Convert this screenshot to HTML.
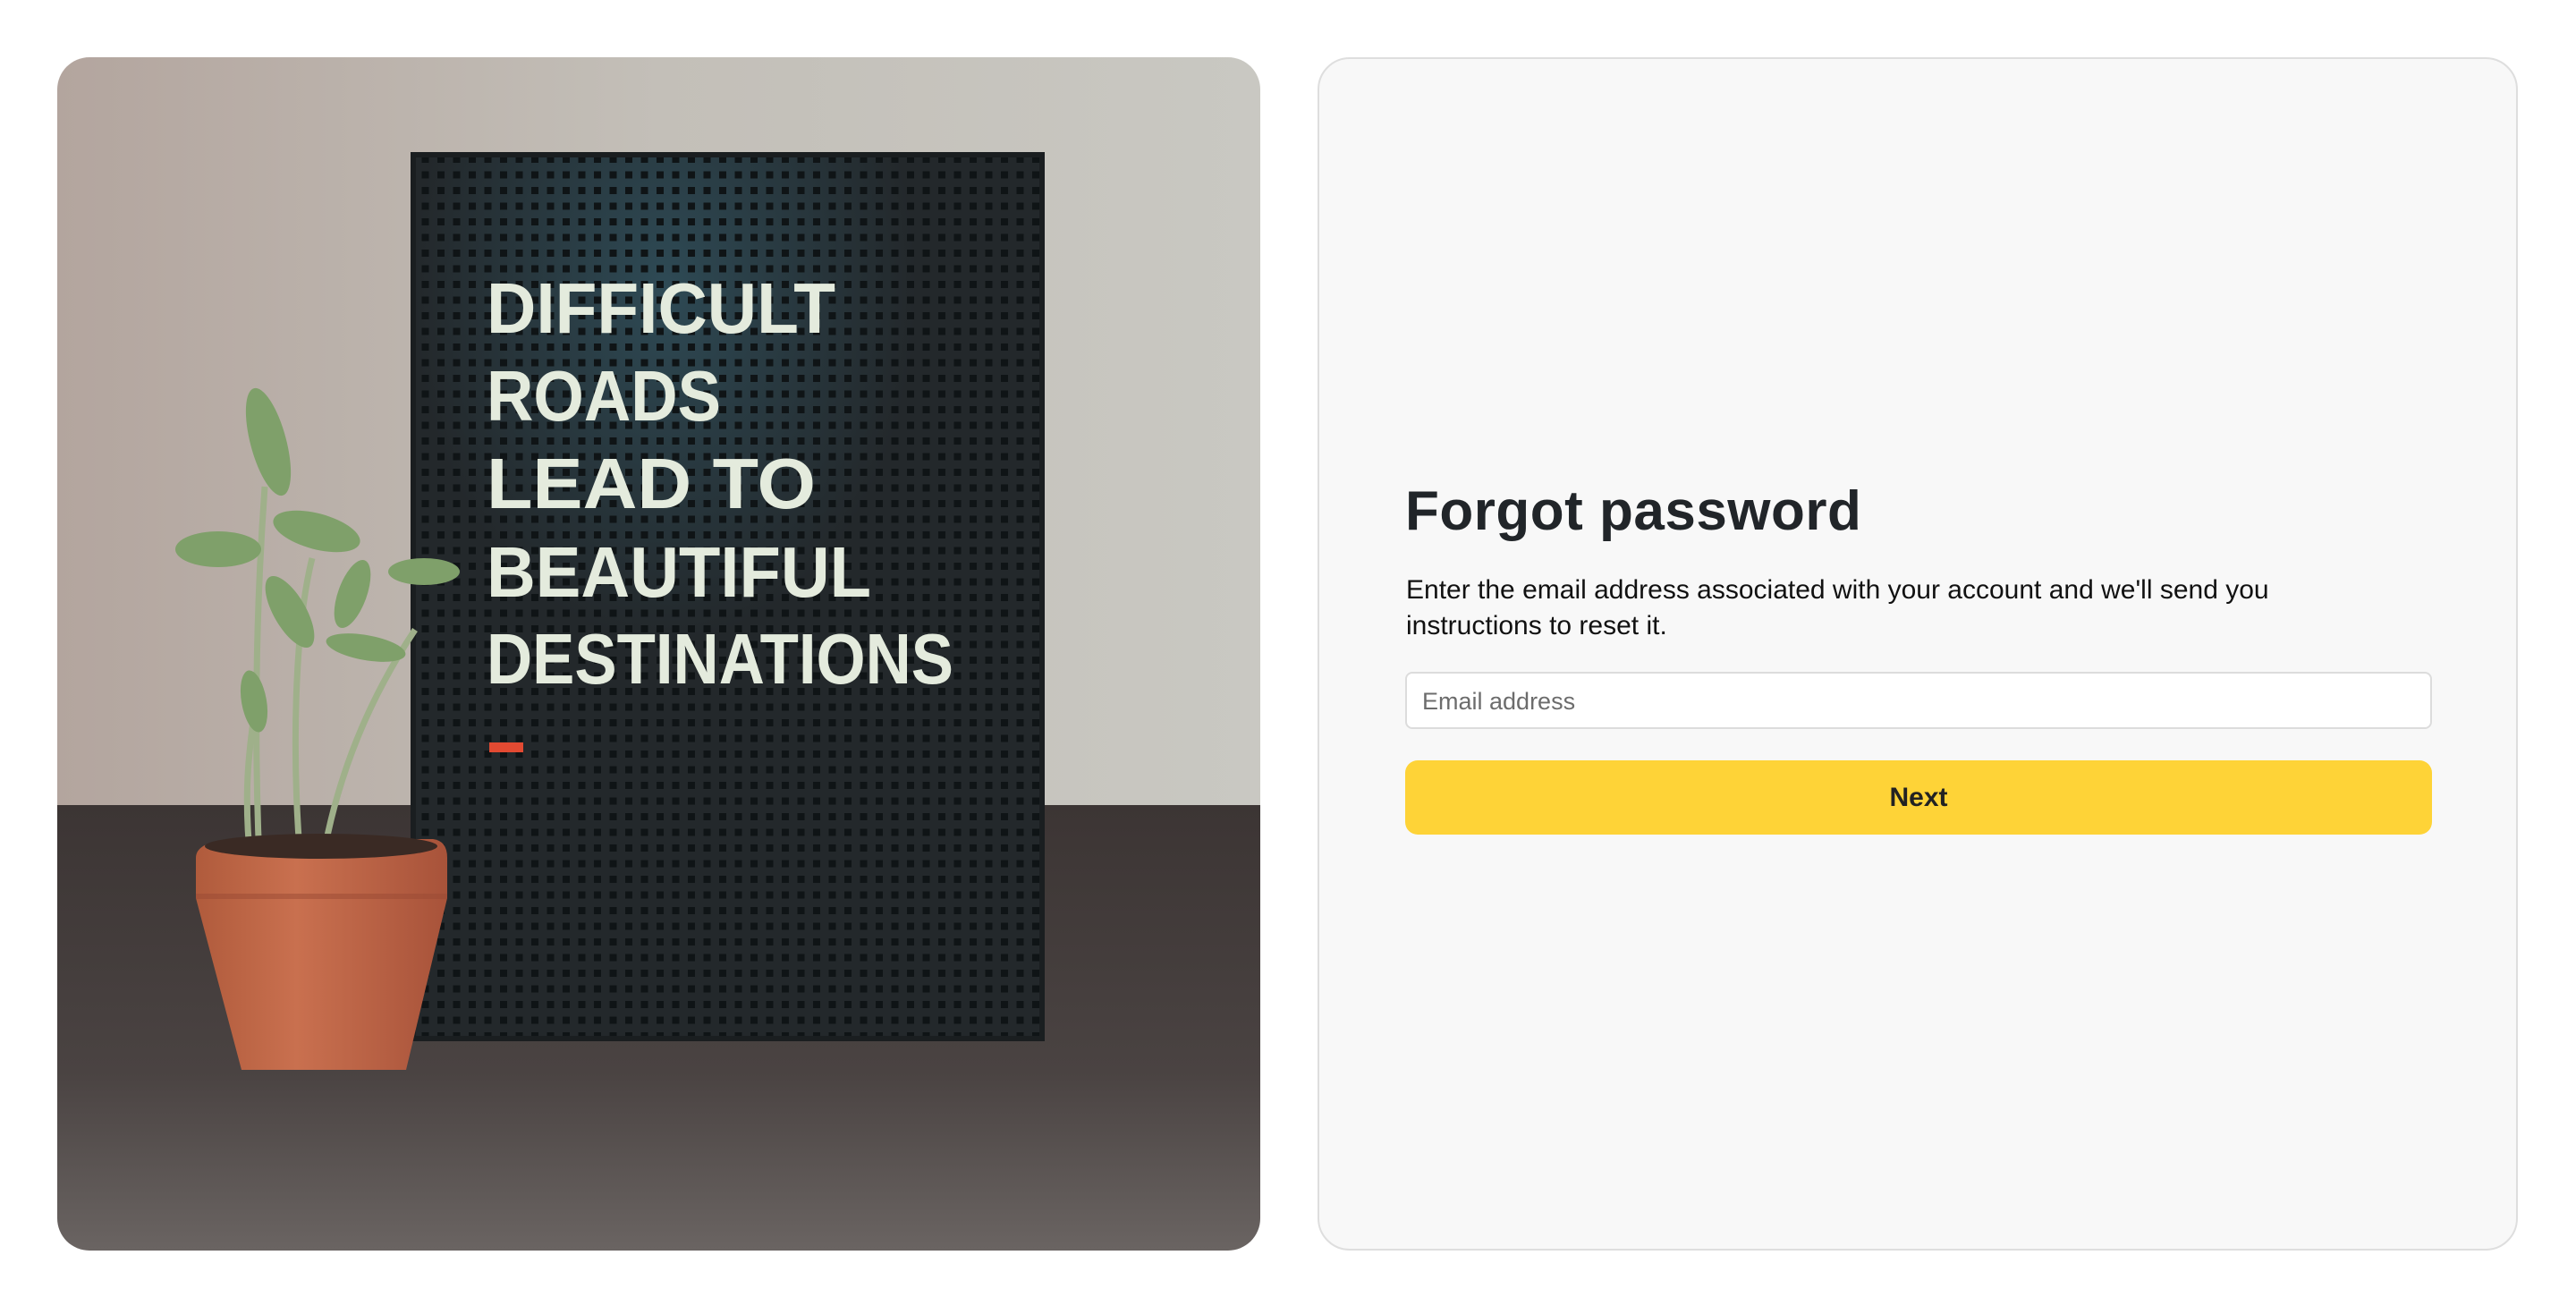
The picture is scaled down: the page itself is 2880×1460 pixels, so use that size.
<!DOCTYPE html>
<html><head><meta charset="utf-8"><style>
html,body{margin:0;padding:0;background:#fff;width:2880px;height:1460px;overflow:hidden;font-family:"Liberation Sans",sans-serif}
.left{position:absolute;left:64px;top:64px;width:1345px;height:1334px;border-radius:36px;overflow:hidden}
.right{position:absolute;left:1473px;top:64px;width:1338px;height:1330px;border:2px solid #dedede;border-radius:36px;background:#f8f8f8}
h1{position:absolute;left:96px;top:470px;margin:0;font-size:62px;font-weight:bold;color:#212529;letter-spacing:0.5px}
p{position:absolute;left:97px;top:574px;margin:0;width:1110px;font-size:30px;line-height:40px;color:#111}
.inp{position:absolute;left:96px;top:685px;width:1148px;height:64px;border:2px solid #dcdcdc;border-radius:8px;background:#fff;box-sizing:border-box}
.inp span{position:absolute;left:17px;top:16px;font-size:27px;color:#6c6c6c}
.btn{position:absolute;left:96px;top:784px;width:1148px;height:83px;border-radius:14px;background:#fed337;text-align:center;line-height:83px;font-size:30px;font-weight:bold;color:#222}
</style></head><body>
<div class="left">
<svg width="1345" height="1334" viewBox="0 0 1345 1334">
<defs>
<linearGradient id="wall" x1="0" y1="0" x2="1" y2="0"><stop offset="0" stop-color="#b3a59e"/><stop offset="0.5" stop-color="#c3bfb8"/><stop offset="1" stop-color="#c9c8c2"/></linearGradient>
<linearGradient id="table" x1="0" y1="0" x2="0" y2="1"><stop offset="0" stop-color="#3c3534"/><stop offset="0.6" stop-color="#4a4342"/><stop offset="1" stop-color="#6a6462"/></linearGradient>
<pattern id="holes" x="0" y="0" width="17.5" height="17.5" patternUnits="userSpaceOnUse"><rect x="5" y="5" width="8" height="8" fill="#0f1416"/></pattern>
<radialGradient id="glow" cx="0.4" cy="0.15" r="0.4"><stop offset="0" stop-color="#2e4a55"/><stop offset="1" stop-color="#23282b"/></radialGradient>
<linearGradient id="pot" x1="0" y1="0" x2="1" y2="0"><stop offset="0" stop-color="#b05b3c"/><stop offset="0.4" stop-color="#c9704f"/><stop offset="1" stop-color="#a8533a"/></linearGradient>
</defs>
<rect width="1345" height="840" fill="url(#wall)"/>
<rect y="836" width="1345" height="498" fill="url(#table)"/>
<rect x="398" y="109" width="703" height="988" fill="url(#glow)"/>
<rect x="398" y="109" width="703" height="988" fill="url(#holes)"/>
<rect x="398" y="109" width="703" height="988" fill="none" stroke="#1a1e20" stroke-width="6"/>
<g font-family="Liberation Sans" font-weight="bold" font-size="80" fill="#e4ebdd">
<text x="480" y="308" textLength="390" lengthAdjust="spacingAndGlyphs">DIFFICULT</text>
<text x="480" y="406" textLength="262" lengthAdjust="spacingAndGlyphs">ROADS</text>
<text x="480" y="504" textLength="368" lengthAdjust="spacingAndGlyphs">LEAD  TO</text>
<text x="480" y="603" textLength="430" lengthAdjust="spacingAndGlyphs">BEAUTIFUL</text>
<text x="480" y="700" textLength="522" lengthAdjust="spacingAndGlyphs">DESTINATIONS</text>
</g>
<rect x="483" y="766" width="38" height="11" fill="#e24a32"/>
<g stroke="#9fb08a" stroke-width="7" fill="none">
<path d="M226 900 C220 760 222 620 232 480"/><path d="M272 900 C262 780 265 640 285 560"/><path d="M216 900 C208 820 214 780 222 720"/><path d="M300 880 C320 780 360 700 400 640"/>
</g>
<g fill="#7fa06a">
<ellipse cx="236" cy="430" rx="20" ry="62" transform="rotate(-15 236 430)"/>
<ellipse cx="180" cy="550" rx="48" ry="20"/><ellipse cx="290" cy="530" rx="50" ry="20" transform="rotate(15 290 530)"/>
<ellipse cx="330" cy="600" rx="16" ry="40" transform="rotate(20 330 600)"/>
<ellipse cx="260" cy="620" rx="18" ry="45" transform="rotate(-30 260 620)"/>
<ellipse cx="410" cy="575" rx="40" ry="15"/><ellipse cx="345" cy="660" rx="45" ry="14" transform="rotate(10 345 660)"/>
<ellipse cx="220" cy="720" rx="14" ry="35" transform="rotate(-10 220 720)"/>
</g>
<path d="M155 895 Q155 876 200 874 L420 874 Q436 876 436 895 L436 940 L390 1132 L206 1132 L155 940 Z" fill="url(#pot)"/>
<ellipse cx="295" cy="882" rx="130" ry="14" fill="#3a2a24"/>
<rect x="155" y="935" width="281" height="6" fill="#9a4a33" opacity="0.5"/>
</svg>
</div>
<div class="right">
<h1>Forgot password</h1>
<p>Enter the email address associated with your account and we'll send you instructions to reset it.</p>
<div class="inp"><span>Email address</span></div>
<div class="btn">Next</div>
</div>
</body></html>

GOAL OF THE EXERCISE –
Strip out the pictures and quote the remaining data word for word.

RESULT FOR THIS TASK –
Convert this screenshot to HTML.
The picture is scaled down: the page itself is 2880×1460 pixels, so use that size.
<!DOCTYPE html>
<html><head><meta charset="utf-8"><style>
html,body{margin:0;padding:0;background:#fff;width:2880px;height:1460px;overflow:hidden;font-family:"Liberation Sans",sans-serif}
.left{position:absolute;left:64px;top:64px;width:1345px;height:1334px;border-radius:36px;overflow:hidden}
.right{position:absolute;left:1473px;top:64px;width:1338px;height:1330px;border:2px solid #dedede;border-radius:36px;background:#f8f8f8}
h1{position:absolute;left:96px;top:470px;margin:0;font-size:62px;font-weight:bold;color:#212529;letter-spacing:0.5px}
p{position:absolute;left:97px;top:574px;margin:0;width:1110px;font-size:30px;line-height:40px;color:#111}
.inp{position:absolute;left:96px;top:685px;width:1148px;height:64px;border:2px solid #dcdcdc;border-radius:8px;background:#fff;box-sizing:border-box}
.inp span{position:absolute;left:17px;top:16px;font-size:27px;color:#6c6c6c}
.btn{position:absolute;left:96px;top:784px;width:1148px;height:83px;border-radius:14px;background:#fed337;text-align:center;line-height:83px;font-size:30px;font-weight:bold;color:#222}
</style></head><body>
<div class="left">
<svg width="1345" height="1334" viewBox="0 0 1345 1334">
<defs>
<linearGradient id="wall" x1="0" y1="0" x2="1" y2="0"><stop offset="0" stop-color="#b3a59e"/><stop offset="0.5" stop-color="#c3bfb8"/><stop offset="1" stop-color="#c9c8c2"/></linearGradient>
<linearGradient id="table" x1="0" y1="0" x2="0" y2="1"><stop offset="0" stop-color="#3c3534"/><stop offset="0.6" stop-color="#4a4342"/><stop offset="1" stop-color="#6a6462"/></linearGradient>
<pattern id="holes" x="0" y="0" width="17.5" height="17.5" patternUnits="userSpaceOnUse"><rect x="5" y="5" width="8" height="8" fill="#0f1416"/></pattern>
<radialGradient id="glow" cx="0.4" cy="0.15" r="0.4"><stop offset="0" stop-color="#2e4a55"/><stop offset="1" stop-color="#23282b"/></radialGradient>
<linearGradient id="pot" x1="0" y1="0" x2="1" y2="0"><stop offset="0" stop-color="#b05b3c"/><stop offset="0.4" stop-color="#c9704f"/><stop offset="1" stop-color="#a8533a"/></linearGradient>
</defs>
<rect width="1345" height="840" fill="url(#wall)"/>
<rect y="836" width="1345" height="498" fill="url(#table)"/>
<rect x="398" y="109" width="703" height="988" fill="url(#glow)"/>
<rect x="398" y="109" width="703" height="988" fill="url(#holes)"/>
<rect x="398" y="109" width="703" height="988" fill="none" stroke="#1a1e20" stroke-width="6"/>
<g font-family="Liberation Sans" font-weight="bold" font-size="80" fill="#e4ebdd">
<text x="480" y="308" textLength="390" lengthAdjust="spacingAndGlyphs">DIFFICULT</text>
<text x="480" y="406" textLength="262" lengthAdjust="spacingAndGlyphs">ROADS</text>
<text x="480" y="504" textLength="368" lengthAdjust="spacingAndGlyphs">LEAD  TO</text>
<text x="480" y="603" textLength="430" lengthAdjust="spacingAndGlyphs">BEAUTIFUL</text>
<text x="480" y="700" textLength="522" lengthAdjust="spacingAndGlyphs">DESTINATIONS</text>
</g>
<rect x="483" y="766" width="38" height="11" fill="#e24a32"/>
<g stroke="#9fb08a" stroke-width="7" fill="none">
<path d="M226 900 C220 760 222 620 232 480"/><path d="M272 900 C262 780 265 640 285 560"/><path d="M216 900 C208 820 214 780 222 720"/><path d="M300 880 C320 780 360 700 400 640"/>
</g>
<g fill="#7fa06a">
<ellipse cx="236" cy="430" rx="20" ry="62" transform="rotate(-15 236 430)"/>
<ellipse cx="180" cy="550" rx="48" ry="20"/><ellipse cx="290" cy="530" rx="50" ry="20" transform="rotate(15 290 530)"/>
<ellipse cx="330" cy="600" rx="16" ry="40" transform="rotate(20 330 600)"/>
<ellipse cx="260" cy="620" rx="18" ry="45" transform="rotate(-30 260 620)"/>
<ellipse cx="410" cy="575" rx="40" ry="15"/><ellipse cx="345" cy="660" rx="45" ry="14" transform="rotate(10 345 660)"/>
<ellipse cx="220" cy="720" rx="14" ry="35" transform="rotate(-10 220 720)"/>
</g>
<path d="M155 895 Q155 876 200 874 L420 874 Q436 876 436 895 L436 940 L390 1132 L206 1132 L155 940 Z" fill="url(#pot)"/>
<ellipse cx="295" cy="882" rx="130" ry="14" fill="#3a2a24"/>
<rect x="155" y="935" width="281" height="6" fill="#9a4a33" opacity="0.5"/>
</svg>
</div>
<div class="right">
<h1>Forgot password</h1>
<p>Enter the email address associated with your account and we'll send you instructions to reset it.</p>
<div class="inp"><span>Email address</span></div>
<div class="btn">Next</div>
</div>
</body></html>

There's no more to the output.